George will be talking about the making of Hollister House on Saturday, Sept. 6 at the annual Garden Study Weekend there, along with several other noted speakers on a diversity of topics. Some of the design ideas that went into the garden’s making were what we talked about together recently.

Read along as you listen to the July 14, 2025 edition of my public-radio show and podcast using the player below. You can subscribe to all future editions on Apple Podcasts (iTunes) or Spotify (and browse my archive of podcasts here).

the making of a garden, with george schoellkopf

 

Margaret Roach: Hi, George.

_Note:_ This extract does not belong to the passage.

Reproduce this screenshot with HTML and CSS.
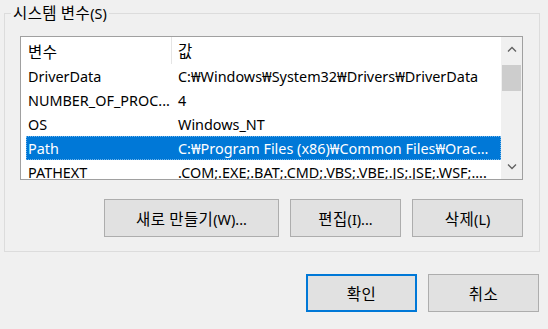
FILE: index.html
```html
<!DOCTYPE html>
<html>
	<head>
		<meta charset="UTF-8">
		<title>환경 변수</title>
		<link rel="stylesheet" href="styles.css">
	</head>
	<body>
		<div class="dialog">
			<!--system vars-->
			<fieldset class="group">
				<legend><span class="ko">시스템 변수</span>(S)</legend>
				<div class="listbox">
					<div class="list">
						<div class="list-head">
							<div class="col col-name"><span class="ko">변수</span></div>
							<div class="col col-value"><span class="ko">값</span></div>
						</div>
						<div class="row">
							<div class="col col-name">DriverData</div>
							<div class="col col-value">C:₩Windows₩System32₩Drivers₩DriverData</div>
						</div>
						<div class="row">
							<div class="col col-name">NUMBER_OF_PROC...</div>
							<div class="col col-value">4</div>
						</div>
						<div class="row">
							<div class="col col-name">OS</div>
							<div class="col col-value">Windows_NT</div>
						</div>
						<div class="row selected">
							<div class="col col-name">Path</div>
							<div class="col col-value">C:₩Program Files (x86)₩Common Files₩Orac...</div>
						</div>
						<div class="row">
							<div class="col col-name">PATHEXT</div>
							<div class="col col-value">.COM;.EXE;.BAT;.CMD;.VBS;.VBE;.JS;.JSE;.WSF;....</div>
						</div>
					</div>
					<!--scrollbar-->
					<div class="scrollbar">
						<div class="arrow">
							<svg width="10" height="6" viewBox="0 0 10 6"><path d="M1 5.5 L5 1.5 L9 5.5" fill="none" stroke="#606060" stroke-width="1.3"/></svg>
						</div>
						<div class="track">
							<div class="thumb"></div>
						</div>
						<div class="arrow">
							<svg width="10" height="6" viewBox="0 0 10 6"><path d="M1 0.5 L5 4.5 L9 0.5" fill="none" stroke="#606060" stroke-width="1.3"/></svg>
						</div>
					</div>
				</div>
				<div class="actions">
					<div class="btn btn-wide"><span class="ko">새로 만들기</span>(W)...</div>
					<div class="btn"><span class="ko">편집</span>(I)...</div>
					<div class="btn"><span class="ko">삭제</span>(L)</div>
				</div>
			</fieldset>
			<!--foot-->
			<div class="foot">
				<div class="btn btn-default"><span class="ko">확인</span></div>
				<div class="btn"><span class="ko">취소</span></div>
			</div>
		</div>
	</body>
</html>
```

FILE: styles.css
```css
body,div,fieldset,legend{
	margin: 0px;
	padding: 0px;
}
body{
	background-color: #f0f0f0;
	font-family: "Segoe UI", "Noto Sans", "Noto Sans CJK KR", sans-serif;
	font-size: 14.4px;
	color: #000;
}
.ko{
	font-family: "Noto Sans CJK KR", sans-serif;
	font-size: 15.5px;
	letter-spacing: 0.4px;
}
.dialog{
	padding: 0 8px 0 4px;
}
/*group start*/
.group{
	margin-top: 1px;
	padding: 11px 16px 14px 15px;
	border: 1px solid #dcdcdc;
}
.group legend{
	margin-left: -9px;
	padding: 0 2px;
	line-height: 22px;
}
/*list*/
.listbox{
	height: 142px;
	border: 1px solid #a0a0a0;
	background-color: #fff;
	display: flex;
	overflow: hidden;
}
.list{
	flex: 1;
	overflow: hidden;
}
.list-head{
	height: 27px;
	display: flex;
	align-items: center;
}
.list-head .col-name{
	width: 143px;
	padding-left: 7px;
	border-right: 1px solid #e5e5e5;
	height: 27px;
	line-height: 29px;
}
.list-head .col-value{
	padding-left: 6px;
	line-height: 29px;
}
.row{
	margin-left: 5px;
	height: 24px;
	line-height: 25px;
	display: flex;
	white-space: nowrap;
}
.row .col-name{
	width: 143px;
	padding-left: 2px;
	overflow: hidden;
}
.row .col-value{
	flex: 1;
	padding-left: 7px;
	overflow: hidden;
}
.row.selected{
	background-color: #0078d7;
	color: #fff;
	outline: 1px dotted rgba(255, 255, 255, 0.45);
	outline-offset: -1px;
}
/*scrollbar*/
.scrollbar{
	width: 21px;
	background-color: #f0f0f0;
	display: flex;
	flex-direction: column;
}
.scrollbar .arrow{
	height: 24px;
	display: flex;
	align-items: center;
	justify-content: center;
}
.scrollbar .track{
	flex: 1;
	padding: 4px 1px 0 1px;
}
.scrollbar .thumb{
	height: 26px;
	background-color: #cdcdcd;
}
/*buttons*/
.actions{
	margin-top: 19px;
	display: flex;
	justify-content: flex-end;
	gap: 11px;
}
.btn{
	width: 109px;
	height: 36px;
	line-height: 36px;
	text-align: center;
	background-color: #e1e1e1;
	border: 1px solid #adadad;
}
.btn-wide{
	width: 173px;
}
.btn-default{
	width: 107px;
	height: 34px;
	line-height: 34px;
	border: 2px solid #0078d7;
}
/*foot*/
.foot{
	margin-top: 22px;
	padding-right: 1px;
	display: flex;
	justify-content: flex-end;
	gap: 11px;
}
```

You’re going to be joined by some other noted speakers as well on Sept. 6, as I said in the introduction.

George Schoellkopf: Yes. We’ve got Cassian Schmidt coming all the way from Germany, and we’ve got Bill Cullina, who used to be the director of the Coastal Maine Botanical Gardens. And we’ve got Joanne Vieira, who’s going to be speaking about The Trustees of Reservations, who have that exquisite garden up in Massachusetts—Naumkeag.

Margaret: And so it’s going to be a real diversity of topics, from the ecological to I think native shrubs and trees to use in our gardens to, as you say, some of these historic sort of grand estates that have become enduring gardens that Joanne’s going to be speaking about.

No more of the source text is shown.